Antes que Bárbara leia as duas palavras que mudam seu trajeto surge-lhe o desejo de não permanecer indiferente a tudo o que lhe acontece. “Eu era uma pessoa que entrava no ônibus e olhava para quem estava sentado no banco preferencial e, se não via deficiência aparente, logo julgava. Não sabia o que aquela pessoa tinha. E se ela estava tão fatigada a ponto de não conseguir voltar para a casa em pé no ônibus? Se estivesse tonta? Quero mostrar na página ‘Esclerousada’, também, que há sintomas da esclerose múltipla que são invisíveis. Ninguém vai saber quando estou com metade do corpo dormente. Ninguém vai saber que fico estourando de dor de cabeça a ponto de perder a visão periférica. Ninguém vai saber quando estou tonta. É preciso que eu fale e que acreditem”, pontua ela, que encontrou na meditação um convite ao equilíbrio e uma oportunidade de permanecer, mesmo que por segundos, imóvel numa vida que lhe apresentou tantas e contínuas mudanças.

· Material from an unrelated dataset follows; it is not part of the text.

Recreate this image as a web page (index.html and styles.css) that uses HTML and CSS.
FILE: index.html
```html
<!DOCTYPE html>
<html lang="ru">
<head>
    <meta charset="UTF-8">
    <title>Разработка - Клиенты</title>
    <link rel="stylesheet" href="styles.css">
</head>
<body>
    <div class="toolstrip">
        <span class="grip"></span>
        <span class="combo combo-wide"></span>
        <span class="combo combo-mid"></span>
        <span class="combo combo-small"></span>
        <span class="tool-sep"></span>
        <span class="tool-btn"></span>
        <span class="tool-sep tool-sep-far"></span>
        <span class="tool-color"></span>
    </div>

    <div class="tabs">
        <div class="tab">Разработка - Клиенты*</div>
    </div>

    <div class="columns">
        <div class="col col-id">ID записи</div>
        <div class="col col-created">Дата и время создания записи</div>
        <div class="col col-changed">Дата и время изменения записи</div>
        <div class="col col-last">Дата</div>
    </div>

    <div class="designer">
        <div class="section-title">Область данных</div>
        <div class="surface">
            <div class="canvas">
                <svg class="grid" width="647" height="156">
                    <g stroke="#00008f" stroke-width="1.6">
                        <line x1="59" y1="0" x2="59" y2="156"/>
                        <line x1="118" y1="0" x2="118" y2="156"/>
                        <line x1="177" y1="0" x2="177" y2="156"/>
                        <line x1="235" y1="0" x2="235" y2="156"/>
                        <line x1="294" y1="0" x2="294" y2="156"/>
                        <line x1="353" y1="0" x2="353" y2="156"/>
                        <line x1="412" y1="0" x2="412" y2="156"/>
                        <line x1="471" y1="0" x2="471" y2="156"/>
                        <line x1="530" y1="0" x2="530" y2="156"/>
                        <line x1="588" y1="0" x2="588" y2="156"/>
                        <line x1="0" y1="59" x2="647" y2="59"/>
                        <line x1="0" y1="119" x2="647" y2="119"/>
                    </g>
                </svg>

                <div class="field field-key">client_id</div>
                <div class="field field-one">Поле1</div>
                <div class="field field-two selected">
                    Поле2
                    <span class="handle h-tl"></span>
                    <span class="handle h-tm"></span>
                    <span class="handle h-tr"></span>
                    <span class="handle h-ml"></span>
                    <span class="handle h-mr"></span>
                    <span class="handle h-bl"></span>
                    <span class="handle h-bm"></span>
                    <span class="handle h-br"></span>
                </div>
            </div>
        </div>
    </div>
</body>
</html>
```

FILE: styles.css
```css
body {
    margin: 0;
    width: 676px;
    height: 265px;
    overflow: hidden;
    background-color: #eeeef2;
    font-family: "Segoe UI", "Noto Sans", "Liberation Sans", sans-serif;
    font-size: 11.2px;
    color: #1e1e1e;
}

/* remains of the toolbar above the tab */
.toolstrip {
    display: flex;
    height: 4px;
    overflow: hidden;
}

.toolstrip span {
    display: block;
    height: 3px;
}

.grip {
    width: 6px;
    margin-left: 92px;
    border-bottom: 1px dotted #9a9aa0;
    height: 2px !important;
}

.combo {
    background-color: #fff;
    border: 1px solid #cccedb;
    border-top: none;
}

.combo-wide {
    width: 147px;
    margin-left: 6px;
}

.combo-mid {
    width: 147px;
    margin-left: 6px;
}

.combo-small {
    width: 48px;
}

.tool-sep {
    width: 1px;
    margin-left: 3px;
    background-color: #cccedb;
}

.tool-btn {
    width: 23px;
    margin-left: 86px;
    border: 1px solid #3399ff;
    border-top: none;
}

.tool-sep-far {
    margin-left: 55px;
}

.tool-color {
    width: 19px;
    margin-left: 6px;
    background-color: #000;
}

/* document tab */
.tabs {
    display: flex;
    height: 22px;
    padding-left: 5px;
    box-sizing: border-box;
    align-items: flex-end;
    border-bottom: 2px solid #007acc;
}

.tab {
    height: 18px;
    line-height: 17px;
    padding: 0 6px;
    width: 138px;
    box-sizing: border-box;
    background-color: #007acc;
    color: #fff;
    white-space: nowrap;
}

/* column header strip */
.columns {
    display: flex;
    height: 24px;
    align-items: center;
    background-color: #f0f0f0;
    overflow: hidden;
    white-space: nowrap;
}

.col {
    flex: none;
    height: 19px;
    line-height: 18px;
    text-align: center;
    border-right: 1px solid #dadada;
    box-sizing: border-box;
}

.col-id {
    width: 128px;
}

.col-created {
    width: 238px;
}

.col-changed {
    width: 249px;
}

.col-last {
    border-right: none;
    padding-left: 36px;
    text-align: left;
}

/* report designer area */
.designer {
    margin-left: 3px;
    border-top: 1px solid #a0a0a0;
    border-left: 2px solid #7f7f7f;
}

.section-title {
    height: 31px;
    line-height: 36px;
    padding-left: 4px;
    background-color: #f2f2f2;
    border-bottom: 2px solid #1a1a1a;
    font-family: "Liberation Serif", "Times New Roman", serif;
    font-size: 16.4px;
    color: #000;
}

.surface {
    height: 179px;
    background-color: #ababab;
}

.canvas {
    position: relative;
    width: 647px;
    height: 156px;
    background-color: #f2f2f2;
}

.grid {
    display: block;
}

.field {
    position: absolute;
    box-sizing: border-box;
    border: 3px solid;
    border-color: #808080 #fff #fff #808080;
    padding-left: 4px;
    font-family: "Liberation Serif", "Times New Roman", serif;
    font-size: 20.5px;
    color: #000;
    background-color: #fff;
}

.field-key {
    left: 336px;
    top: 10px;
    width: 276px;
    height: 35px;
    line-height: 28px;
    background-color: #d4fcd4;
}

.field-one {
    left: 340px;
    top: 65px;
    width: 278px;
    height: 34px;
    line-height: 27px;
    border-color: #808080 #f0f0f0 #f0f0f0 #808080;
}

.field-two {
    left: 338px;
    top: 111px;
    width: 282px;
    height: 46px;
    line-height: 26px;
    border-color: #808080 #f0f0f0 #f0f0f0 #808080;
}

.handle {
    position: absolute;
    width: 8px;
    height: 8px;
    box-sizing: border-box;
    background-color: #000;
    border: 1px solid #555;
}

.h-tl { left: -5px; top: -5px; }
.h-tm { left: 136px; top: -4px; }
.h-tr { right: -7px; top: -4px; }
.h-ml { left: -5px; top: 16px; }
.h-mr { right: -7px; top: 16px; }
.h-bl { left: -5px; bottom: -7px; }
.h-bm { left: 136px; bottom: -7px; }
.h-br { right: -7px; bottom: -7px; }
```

Filha de pais que se separaram quando ela tinha apenas 11 anos, ela cresceu mudando de casa e de escola. O diagnóstico, portanto, lhe impôs uma concentração, hoje expressa em seu envolvimento com a divulgação de sua rotina e com a função de secretária da Associação dos Amigos e Portadores de Esclerose Múltipla de Juiz de Fora. O diagnóstico também lhe impôs a necessidade de uma prática de fé para além de sua crença na umbanda. “É preciso ter fé. Acredito muito na cura. Vou viver para vê-la e pode até ser que eu não me beneficie dela, porque posso estar num estágio mais avançado da doença, mas aposto que ela virá. Todos os dias, quando deito na cama, rezo pelos pesquisadores que estão trabalhando por isso.”